__Data lines__:

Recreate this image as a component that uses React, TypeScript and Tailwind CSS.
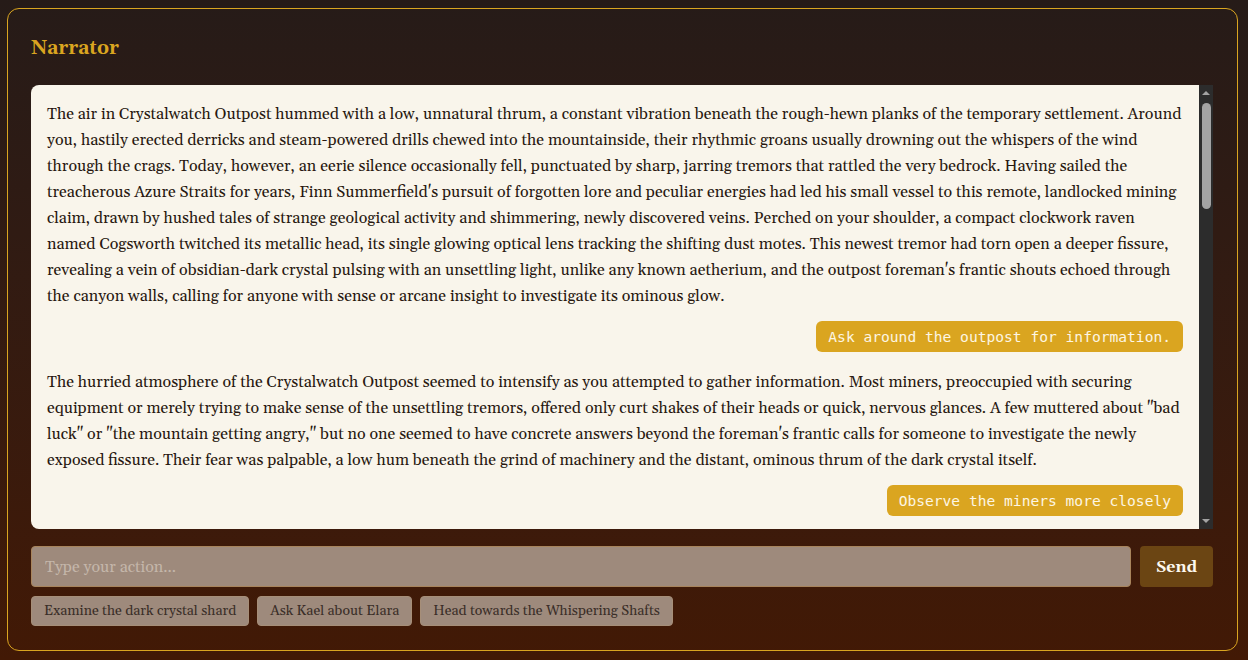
import React from "react";

const serif = "font-['Georgia','Gelasio','DejaVu_Serif',serif]";

const story: { type: "p" | "a"; text: string }[] = [
  {
    type: "p",
    text:
      "The air in Crystalwatch Outpost hummed with a low, unnatural thrum, a constant vibration beneath the rough-hewn planks of the temporary settlement. Around you, hastily erected derricks and steam-powered drills chewed into the mountainside, their rhythmic groans usually drowning out the whispers of the wind through the crags. Today, however, an eerie silence occasionally fell, punctuated by sharp, jarring tremors that rattled the very bedrock. Having sailed the treacherous Azure Straits for years, Finn Summerfield's pursuit of forgotten lore and peculiar energies had led his small vessel to this remote, landlocked mining claim, drawn by hushed tales of strange geological activity and shimmering, newly discovered veins. Perched on your shoulder, a compact clockwork raven named Cogsworth twitched its metallic head, its single glowing optical lens tracking the shifting dust motes. This newest tremor had torn open a deeper fissure, revealing a vein of obsidian-dark crystal pulsing with an unsettling light, unlike any known aetherium, and the outpost foreman's frantic shouts echoed through the canyon walls, calling for anyone with sense or arcane insight to investigate its ominous glow.",
  },
  { type: "a", text: "Ask around the outpost for information." },
  {
    type: "p",
    text:
      "The hurried atmosphere of the Crystalwatch Outpost seemed to intensify as you attempted to gather information. Most miners, preoccupied with securing equipment or merely trying to make sense of the unsettling tremors, offered only curt shakes of their heads or quick, nervous glances. A few muttered about \"bad luck\" or \"the mountain getting angry,\" but no one seemed to have concrete answers beyond the foreman's frantic calls for someone to investigate the newly exposed fissure. Their fear was palpable, a low hum beneath the grind of machinery and the distant, ominous thrum of the dark crystal itself.",
  },
  { type: "a", text: "Observe the miners more closely" },
  {
    type: "p",
    text:
      "You step back from the bustle and watch. The miners move in tight, wary clusters, never straying far from the lanterns. Their hands are calloused and stained, but several bear fresh, faintly luminous scratches along their knuckles, as though they had brushed against something that left a trace of its glow behind. One older miner, his beard streaked with grey dust, keeps glancing toward the fissure and muttering a name under his breath: Elara. Nearby, a wiry young man with a shock of copper hair, whom the others call Kael, clutches a small shard of the dark crystal wrapped in oilcloth, his face pale and drawn.",
  },
  { type: "a", text: "Approach Kael carefully" },
  {
    type: "p",
    text:
      "Kael flinches as you draw near, tucking the wrapped shard tighter against his chest. Cogsworth clicks softly, its lens narrowing on the bundle. \"You're not one of the foreman's men,\" Kael says, voice barely above the rumble of the drills. \"Then maybe you'll listen. My sister, Elara, went down into the Whispering Shafts three nights ago, chasing that light. She never came back up. They say the crystal calls to people. I think it called to her.\" He hesitates, then unwraps a corner of the cloth, revealing a sliver of obsidian stone that pulses in slow rhythm, like a heartbeat.",
  },
  { type: "a", text: "Ask to examine the shard" },
];

export default function App() {
  return (
    <div className={`min-h-[660px] w-full bg-gradient-to-b from-[#261b18] to-[#421905] pt-[8px] ${serif}`}>
      <div className="ml-[7px] flex h-[643px] w-[1231px] flex-col rounded-[12px] border border-[#daa520] pl-[23px] pr-[24px] pt-[27px] pb-[23px]">
        <h2 className="mb-[25px] text-[19px] font-bold leading-[24px] text-[#daa520]">Narrator</h2>
        <div className="flex h-[444px] overflow-hidden rounded-l-[8px]">
          <div className="flex-1 overflow-y-auto bg-[#f9f5eb] px-[16px] pt-[16px] pb-[16px] [scrollbar-width:none]">
            {story.map((s, i) =>
              s.type === "p" ? (
                <p key={i} className="mb-[12px] text-[16px] leading-[26px] text-[#281810]">
                  {s.text}
                </p>
              ) : (
                <div key={i} className="mb-[17px] flex justify-end">
                  <span className="rounded-[6px] bg-[#daa520] px-[12px] py-[6px] font-['DejaVu_Sans_Mono',monospace] text-[14.6px] leading-[19px] text-[#fdf6e3]">
                    {s.text}
                  </span>
                </div>
              )
            )}
          </div>
          <div className="flex w-[14px] flex-col items-center bg-[#2c2c2c]">
            <div className="mt-[6px] h-0 w-0 border-x-[4px] border-b-[4px] border-x-transparent border-b-[#a3a3a3]" />
            <div className="flex w-full flex-1 flex-col items-center pt-[8px]">
              <div className="h-[106px] w-[9px] rounded-full bg-[#a3a3a3]" />
            </div>
            <div className="mb-[6px] h-0 w-0 border-x-[4px] border-t-[4px] border-x-transparent border-t-[#a3a3a3]" />
          </div>
        </div>
        <div className="mt-[17px] flex gap-[9px]">
          <input
            type="text"
            placeholder="Type your action..."
            className={`h-[41px] flex-1 rounded-[4px] border border-[#a8845c] bg-[#9e8a7c] px-[13px] text-[16px] text-[#2a1c14] outline-none placeholder:text-[#c4b6aa] ${serif}`}
          />
          <button className={`h-[41px] w-[73px] rounded-[4px] bg-[#6b4513] text-[16px] font-bold text-[#fdf8ee] ${serif}`}>
            Send
          </button>
        </div>
        <div className="mt-[9px] flex gap-[8px]">
          {["Examine the dark crystal shard", "Ask Kael about Elara", "Head towards the Whispering Shafts"].map((t) => (
            <button
              key={t}
              className={`h-[30px] rounded-[4px] border border-[#a68e78] bg-[#9e8a7c] px-[12px] text-[14px] text-[#3a2e28] ${serif}`}
            >
              {t}
            </button>
          ))}
        </div>
      </div>
    </div>
  );
}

__Problem to solve__:
From the listing above, copy out each line where the word "React" appears.

__Written response__:
Recreate this image as a component that uses React, TypeScript and Tailwind CSS.
import React from "react";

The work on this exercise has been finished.